- **WHAT THE EXERCISE ASKS**
Copy out all the lines where "this" shows up.

>> START INFORMATION PROVIDED

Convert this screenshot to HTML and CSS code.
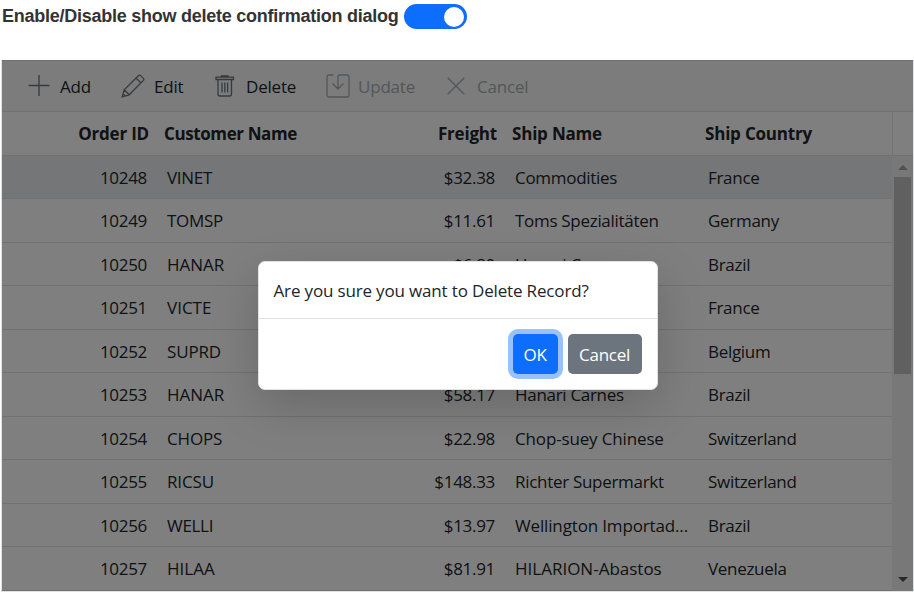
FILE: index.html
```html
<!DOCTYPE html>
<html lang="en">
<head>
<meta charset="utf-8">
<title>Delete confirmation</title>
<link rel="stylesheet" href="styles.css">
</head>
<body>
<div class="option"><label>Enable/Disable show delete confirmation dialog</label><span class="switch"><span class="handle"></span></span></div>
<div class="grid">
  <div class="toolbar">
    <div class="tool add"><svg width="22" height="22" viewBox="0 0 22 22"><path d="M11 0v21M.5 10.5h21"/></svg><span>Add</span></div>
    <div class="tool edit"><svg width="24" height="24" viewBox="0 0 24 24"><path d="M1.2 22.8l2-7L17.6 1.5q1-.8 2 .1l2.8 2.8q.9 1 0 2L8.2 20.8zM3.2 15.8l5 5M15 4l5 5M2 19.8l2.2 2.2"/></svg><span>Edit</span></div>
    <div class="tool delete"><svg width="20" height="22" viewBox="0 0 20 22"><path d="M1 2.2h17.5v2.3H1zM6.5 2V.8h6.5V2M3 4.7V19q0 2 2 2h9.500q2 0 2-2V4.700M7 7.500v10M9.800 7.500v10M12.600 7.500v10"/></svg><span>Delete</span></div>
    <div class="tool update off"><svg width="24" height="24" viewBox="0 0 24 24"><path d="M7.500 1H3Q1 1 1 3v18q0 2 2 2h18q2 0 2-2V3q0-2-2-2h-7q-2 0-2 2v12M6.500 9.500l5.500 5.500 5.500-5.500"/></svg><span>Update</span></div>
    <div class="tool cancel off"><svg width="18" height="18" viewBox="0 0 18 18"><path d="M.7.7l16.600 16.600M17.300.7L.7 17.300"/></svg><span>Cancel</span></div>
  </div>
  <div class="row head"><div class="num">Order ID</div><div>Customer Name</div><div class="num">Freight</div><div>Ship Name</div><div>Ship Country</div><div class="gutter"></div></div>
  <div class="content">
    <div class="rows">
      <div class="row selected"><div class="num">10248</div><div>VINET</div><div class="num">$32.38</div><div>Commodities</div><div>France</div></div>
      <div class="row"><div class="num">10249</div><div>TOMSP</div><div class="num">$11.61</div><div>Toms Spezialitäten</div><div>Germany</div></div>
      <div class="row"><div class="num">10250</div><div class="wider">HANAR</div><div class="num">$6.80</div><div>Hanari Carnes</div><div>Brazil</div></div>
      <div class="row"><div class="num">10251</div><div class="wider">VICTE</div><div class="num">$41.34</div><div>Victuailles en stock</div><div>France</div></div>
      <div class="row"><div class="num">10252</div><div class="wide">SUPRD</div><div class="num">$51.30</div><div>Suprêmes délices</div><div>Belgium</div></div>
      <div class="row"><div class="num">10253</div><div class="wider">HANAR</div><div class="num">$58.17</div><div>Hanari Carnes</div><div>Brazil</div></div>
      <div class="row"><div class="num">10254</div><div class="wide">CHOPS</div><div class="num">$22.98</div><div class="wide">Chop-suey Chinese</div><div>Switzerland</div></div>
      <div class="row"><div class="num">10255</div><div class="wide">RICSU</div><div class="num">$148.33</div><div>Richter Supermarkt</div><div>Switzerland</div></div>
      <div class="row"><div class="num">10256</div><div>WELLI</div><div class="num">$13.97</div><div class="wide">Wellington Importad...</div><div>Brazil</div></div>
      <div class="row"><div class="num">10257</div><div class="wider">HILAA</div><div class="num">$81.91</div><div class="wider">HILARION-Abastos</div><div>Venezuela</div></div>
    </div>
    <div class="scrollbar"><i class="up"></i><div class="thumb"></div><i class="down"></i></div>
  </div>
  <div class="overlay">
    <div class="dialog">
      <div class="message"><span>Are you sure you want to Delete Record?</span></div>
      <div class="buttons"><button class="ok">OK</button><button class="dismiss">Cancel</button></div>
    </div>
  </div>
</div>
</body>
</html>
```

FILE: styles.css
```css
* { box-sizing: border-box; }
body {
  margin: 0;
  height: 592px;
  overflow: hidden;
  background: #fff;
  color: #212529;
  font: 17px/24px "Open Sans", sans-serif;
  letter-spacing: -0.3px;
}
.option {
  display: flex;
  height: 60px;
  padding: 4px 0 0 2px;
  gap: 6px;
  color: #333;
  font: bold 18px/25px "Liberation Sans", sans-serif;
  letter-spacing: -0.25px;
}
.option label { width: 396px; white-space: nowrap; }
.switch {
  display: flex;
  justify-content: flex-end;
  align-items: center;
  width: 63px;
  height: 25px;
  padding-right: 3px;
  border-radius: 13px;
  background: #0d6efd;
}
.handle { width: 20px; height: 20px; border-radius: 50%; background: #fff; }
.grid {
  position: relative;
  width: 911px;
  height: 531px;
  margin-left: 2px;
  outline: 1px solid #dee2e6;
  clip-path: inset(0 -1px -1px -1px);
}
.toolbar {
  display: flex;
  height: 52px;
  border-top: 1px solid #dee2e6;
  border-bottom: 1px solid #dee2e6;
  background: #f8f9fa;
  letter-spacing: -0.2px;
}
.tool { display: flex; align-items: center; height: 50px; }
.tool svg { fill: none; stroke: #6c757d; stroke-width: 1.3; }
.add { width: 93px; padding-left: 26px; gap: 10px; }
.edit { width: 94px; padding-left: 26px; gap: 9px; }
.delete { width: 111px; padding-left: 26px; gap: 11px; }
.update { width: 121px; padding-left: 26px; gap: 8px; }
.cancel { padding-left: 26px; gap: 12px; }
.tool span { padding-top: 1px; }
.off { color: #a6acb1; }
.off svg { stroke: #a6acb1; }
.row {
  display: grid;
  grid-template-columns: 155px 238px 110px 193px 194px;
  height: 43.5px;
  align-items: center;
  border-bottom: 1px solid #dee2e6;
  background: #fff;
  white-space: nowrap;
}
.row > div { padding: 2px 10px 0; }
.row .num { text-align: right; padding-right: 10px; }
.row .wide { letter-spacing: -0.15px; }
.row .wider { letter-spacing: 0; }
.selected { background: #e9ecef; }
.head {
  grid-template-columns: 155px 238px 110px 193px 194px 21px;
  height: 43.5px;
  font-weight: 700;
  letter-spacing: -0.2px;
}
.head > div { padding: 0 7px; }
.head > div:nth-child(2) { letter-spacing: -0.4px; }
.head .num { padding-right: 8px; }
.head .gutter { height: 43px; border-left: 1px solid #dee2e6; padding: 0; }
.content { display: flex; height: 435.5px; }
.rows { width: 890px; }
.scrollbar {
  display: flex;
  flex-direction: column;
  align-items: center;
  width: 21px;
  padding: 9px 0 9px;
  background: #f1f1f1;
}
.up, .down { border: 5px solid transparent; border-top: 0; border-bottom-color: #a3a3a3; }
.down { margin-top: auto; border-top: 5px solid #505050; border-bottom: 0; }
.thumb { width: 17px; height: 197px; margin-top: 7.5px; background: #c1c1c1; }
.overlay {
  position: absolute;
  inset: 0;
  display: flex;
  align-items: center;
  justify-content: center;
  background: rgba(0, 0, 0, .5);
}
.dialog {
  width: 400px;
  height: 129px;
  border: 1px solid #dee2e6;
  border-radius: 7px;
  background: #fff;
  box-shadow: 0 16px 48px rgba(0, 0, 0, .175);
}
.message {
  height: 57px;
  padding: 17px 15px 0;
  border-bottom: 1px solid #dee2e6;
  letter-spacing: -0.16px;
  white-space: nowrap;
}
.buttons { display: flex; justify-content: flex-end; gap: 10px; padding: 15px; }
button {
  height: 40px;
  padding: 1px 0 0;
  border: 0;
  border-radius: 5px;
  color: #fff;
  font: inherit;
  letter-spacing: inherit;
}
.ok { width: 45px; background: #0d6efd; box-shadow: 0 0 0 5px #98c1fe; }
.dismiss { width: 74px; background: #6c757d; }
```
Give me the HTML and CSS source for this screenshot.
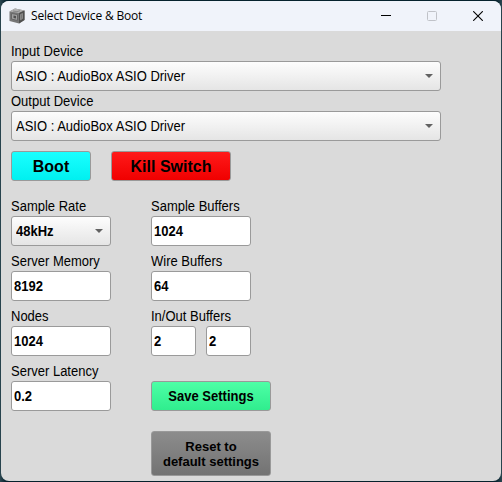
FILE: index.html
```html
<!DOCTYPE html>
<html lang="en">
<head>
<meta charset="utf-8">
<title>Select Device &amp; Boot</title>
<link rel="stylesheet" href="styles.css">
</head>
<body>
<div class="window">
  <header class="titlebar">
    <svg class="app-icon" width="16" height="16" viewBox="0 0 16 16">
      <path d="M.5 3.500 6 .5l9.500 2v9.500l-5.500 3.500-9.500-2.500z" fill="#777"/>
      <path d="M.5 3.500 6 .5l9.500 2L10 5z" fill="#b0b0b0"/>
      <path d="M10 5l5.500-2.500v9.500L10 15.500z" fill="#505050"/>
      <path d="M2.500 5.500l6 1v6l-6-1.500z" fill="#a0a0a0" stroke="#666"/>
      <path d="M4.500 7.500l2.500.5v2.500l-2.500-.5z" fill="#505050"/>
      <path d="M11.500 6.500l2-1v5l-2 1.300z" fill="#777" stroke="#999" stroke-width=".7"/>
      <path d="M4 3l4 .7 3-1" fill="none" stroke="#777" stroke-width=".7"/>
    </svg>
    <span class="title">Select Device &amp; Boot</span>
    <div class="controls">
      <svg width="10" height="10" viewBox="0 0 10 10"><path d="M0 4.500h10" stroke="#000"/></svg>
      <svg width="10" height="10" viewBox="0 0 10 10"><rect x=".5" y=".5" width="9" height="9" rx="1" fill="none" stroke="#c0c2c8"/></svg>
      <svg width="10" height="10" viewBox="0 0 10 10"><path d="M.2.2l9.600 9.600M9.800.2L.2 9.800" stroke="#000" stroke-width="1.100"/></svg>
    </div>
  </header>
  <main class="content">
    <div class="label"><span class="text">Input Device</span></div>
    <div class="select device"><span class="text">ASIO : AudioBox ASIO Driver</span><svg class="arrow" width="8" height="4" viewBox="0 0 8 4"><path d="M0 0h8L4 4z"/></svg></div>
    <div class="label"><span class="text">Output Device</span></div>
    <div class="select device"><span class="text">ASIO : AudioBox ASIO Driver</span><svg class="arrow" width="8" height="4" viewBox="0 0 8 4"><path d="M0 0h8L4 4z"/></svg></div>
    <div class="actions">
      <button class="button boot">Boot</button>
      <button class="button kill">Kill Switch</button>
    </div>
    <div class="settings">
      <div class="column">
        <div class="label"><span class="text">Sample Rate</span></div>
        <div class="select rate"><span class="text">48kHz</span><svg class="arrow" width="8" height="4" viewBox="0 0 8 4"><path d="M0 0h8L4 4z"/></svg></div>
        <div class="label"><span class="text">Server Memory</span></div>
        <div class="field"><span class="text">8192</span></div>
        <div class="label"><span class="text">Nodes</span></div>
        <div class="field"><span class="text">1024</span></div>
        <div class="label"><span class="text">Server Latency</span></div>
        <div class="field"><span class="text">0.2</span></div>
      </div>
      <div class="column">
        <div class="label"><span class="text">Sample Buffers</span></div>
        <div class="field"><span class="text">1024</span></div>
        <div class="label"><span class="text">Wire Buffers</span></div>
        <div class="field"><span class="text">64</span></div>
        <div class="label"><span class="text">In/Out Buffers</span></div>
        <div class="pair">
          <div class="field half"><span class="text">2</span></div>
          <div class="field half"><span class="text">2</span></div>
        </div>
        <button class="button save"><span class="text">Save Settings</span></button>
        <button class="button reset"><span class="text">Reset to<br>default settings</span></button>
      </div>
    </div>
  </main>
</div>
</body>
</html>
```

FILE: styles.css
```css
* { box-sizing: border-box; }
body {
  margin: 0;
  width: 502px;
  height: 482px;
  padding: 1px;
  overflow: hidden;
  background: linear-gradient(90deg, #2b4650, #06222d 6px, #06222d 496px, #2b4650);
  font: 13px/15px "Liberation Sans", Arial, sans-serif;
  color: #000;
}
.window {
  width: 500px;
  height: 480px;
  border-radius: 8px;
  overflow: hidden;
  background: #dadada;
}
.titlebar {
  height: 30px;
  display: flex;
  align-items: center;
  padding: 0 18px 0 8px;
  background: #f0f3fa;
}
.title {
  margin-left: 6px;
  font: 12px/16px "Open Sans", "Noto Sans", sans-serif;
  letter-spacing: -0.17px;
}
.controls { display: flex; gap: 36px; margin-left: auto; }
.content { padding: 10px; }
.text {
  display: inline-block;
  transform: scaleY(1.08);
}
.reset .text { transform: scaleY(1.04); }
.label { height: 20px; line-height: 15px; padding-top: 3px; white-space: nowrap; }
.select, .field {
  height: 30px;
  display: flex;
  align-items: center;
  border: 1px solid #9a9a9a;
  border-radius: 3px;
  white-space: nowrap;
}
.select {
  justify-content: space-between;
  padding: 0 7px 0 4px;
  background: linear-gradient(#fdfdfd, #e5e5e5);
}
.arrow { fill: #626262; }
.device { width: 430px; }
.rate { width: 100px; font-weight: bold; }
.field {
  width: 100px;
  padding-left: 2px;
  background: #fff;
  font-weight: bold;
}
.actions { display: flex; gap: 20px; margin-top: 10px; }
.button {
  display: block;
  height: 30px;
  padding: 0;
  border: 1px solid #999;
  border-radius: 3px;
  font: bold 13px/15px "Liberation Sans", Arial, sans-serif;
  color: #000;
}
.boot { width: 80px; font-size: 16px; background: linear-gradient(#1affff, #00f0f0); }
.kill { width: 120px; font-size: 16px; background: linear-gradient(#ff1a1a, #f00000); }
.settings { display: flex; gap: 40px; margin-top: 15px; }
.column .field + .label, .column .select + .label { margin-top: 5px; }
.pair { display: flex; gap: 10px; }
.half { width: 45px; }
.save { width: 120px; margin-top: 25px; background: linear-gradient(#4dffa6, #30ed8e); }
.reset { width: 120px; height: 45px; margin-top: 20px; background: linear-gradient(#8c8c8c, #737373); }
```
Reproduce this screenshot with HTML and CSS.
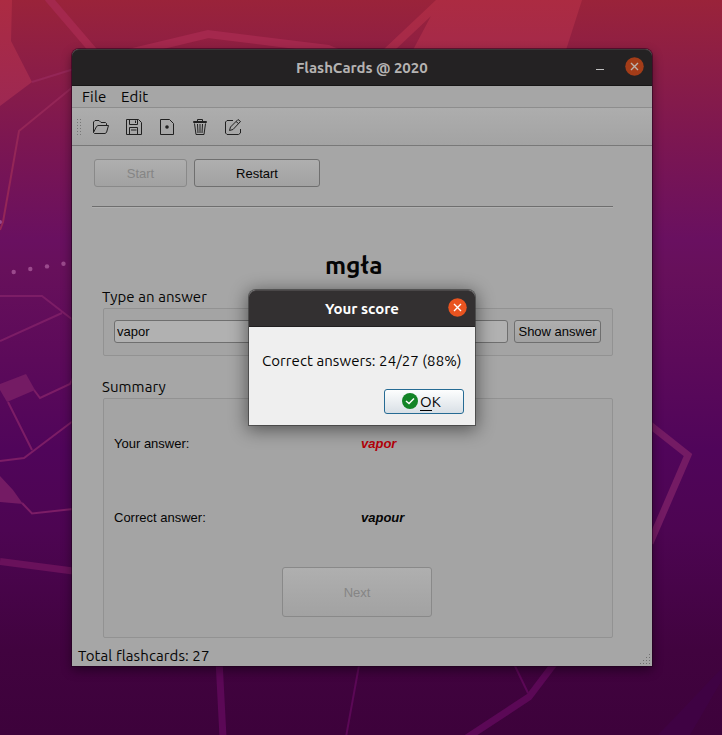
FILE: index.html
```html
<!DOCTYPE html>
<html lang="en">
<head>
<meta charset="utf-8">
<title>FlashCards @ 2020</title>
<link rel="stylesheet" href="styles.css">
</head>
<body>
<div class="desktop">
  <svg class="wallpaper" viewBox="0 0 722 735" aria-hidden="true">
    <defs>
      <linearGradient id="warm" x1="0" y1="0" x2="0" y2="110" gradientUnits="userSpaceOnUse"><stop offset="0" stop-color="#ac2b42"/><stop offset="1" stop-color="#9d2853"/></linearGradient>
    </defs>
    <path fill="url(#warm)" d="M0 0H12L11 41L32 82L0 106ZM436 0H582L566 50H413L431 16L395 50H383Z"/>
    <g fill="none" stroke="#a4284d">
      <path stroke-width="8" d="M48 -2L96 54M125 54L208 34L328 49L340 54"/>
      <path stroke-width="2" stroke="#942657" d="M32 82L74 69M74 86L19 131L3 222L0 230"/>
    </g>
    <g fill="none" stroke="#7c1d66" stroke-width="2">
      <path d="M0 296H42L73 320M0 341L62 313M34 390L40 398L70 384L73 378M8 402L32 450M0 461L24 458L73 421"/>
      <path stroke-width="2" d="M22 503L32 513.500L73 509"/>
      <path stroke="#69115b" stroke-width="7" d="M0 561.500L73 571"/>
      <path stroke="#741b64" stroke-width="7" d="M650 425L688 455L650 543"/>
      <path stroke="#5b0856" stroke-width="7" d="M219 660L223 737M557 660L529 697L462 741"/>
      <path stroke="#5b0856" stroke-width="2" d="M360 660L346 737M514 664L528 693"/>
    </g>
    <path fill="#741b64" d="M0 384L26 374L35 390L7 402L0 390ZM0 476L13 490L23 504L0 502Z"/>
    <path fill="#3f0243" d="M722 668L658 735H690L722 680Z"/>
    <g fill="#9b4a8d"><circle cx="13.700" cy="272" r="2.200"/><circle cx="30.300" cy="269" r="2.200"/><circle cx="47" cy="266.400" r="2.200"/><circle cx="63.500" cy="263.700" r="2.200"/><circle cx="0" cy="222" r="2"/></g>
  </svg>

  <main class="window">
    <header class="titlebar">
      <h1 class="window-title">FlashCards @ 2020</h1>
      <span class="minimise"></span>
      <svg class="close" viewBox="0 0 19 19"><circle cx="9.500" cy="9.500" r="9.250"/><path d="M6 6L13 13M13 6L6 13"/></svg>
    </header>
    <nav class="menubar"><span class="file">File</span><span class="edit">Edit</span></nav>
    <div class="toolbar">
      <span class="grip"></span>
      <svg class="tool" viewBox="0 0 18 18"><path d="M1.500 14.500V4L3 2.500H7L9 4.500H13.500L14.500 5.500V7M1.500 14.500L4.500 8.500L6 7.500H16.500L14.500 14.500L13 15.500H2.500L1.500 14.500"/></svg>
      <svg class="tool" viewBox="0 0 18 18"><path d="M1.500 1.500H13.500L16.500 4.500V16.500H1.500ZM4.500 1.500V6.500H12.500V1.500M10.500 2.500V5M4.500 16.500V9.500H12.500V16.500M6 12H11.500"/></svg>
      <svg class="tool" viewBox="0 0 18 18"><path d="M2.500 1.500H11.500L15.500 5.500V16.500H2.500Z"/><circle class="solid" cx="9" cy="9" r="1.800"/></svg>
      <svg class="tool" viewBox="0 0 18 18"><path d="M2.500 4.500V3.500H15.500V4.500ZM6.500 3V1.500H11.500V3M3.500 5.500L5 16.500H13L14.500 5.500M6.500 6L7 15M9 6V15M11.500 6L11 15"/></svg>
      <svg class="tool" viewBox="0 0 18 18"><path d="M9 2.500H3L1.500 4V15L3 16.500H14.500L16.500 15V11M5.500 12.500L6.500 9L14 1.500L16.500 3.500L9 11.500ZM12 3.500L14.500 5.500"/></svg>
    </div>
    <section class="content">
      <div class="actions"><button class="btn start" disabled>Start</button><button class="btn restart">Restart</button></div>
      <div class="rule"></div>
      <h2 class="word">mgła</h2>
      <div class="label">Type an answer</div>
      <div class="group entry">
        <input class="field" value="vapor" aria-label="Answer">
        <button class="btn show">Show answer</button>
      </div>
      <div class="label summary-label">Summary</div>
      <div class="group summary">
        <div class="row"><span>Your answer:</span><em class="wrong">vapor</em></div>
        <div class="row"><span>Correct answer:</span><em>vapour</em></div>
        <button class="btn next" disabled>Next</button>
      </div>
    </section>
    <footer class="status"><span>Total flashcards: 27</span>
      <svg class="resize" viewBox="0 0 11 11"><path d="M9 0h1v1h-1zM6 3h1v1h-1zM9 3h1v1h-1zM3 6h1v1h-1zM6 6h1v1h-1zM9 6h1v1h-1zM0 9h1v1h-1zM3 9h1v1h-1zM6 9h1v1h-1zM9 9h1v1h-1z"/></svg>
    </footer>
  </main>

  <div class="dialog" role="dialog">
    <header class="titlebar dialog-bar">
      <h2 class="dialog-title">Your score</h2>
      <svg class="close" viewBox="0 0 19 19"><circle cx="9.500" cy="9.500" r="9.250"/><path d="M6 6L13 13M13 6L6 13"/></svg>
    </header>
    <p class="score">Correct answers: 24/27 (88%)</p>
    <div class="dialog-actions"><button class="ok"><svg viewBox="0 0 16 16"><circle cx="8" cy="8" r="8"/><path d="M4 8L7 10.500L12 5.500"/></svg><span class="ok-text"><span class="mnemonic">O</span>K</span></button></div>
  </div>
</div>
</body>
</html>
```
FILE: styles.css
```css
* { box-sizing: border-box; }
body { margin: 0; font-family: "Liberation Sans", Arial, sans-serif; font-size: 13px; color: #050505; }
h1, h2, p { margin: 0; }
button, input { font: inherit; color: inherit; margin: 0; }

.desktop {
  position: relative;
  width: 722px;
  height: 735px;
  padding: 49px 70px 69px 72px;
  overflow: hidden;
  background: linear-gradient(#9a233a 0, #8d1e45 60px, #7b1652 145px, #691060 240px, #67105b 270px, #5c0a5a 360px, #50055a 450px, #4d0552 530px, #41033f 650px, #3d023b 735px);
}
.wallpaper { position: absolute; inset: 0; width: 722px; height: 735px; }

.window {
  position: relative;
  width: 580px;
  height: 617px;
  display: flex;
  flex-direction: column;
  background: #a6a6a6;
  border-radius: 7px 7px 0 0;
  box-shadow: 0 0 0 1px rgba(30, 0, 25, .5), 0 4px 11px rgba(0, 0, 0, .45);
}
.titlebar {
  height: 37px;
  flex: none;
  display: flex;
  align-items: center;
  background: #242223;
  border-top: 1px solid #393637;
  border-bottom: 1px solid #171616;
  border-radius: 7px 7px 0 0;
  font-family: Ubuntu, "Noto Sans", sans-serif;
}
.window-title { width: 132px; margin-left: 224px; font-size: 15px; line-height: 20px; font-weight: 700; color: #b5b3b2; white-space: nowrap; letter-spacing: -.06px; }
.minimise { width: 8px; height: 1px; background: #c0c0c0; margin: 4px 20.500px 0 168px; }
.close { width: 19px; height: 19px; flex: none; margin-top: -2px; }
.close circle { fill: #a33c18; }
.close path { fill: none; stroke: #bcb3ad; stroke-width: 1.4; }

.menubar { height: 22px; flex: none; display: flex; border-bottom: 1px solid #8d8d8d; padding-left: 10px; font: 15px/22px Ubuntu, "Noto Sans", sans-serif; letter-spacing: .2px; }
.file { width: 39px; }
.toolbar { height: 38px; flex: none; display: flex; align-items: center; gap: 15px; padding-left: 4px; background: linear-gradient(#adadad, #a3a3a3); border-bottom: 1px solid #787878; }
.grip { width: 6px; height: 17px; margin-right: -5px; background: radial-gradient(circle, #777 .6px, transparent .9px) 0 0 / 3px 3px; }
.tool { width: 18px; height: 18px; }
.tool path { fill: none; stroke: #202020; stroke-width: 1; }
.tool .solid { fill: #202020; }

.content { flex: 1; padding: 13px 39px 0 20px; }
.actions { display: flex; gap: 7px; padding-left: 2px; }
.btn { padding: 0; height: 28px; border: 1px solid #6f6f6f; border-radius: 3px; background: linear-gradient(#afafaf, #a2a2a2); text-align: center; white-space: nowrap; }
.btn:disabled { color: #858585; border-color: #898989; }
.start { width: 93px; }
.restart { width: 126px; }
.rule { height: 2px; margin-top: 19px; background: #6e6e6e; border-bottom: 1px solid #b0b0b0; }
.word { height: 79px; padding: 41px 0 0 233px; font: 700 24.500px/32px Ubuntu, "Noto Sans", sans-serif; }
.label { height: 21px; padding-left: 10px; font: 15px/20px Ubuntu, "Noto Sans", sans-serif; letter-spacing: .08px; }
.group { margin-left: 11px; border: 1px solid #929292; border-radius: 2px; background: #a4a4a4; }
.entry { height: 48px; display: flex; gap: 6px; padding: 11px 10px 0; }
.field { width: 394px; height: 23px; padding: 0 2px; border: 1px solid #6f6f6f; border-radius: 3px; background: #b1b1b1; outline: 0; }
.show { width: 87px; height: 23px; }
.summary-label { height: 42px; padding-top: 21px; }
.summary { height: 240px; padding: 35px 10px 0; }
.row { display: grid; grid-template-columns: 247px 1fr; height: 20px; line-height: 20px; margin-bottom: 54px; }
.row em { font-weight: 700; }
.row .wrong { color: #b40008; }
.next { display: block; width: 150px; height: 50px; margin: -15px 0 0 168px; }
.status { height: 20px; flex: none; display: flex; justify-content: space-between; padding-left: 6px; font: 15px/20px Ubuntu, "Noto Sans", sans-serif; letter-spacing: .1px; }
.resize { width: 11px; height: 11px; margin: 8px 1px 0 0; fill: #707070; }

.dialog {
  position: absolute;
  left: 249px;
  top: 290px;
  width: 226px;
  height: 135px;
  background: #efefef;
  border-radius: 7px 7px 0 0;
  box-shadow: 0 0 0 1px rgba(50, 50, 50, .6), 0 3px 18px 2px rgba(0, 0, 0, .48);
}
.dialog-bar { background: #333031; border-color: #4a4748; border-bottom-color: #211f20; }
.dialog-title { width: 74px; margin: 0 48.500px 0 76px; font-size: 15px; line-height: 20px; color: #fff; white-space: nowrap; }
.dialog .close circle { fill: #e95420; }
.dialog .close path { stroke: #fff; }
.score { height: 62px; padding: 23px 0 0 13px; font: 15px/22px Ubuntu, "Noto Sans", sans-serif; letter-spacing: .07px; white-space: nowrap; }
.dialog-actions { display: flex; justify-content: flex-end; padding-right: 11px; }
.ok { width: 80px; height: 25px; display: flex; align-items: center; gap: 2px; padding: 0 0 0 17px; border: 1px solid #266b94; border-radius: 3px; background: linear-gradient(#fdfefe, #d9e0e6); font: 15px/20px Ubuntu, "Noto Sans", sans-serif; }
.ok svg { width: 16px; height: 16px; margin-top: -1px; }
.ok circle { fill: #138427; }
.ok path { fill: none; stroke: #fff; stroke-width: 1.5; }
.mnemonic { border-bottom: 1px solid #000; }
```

>> END INFORMATION PROVIDED

- **WRITTEN REPLY**
Convert this screenshot to HTML and CSS code.
Give me the HTML and CSS source for this screenshot.
Reproduce this screenshot with HTML and CSS.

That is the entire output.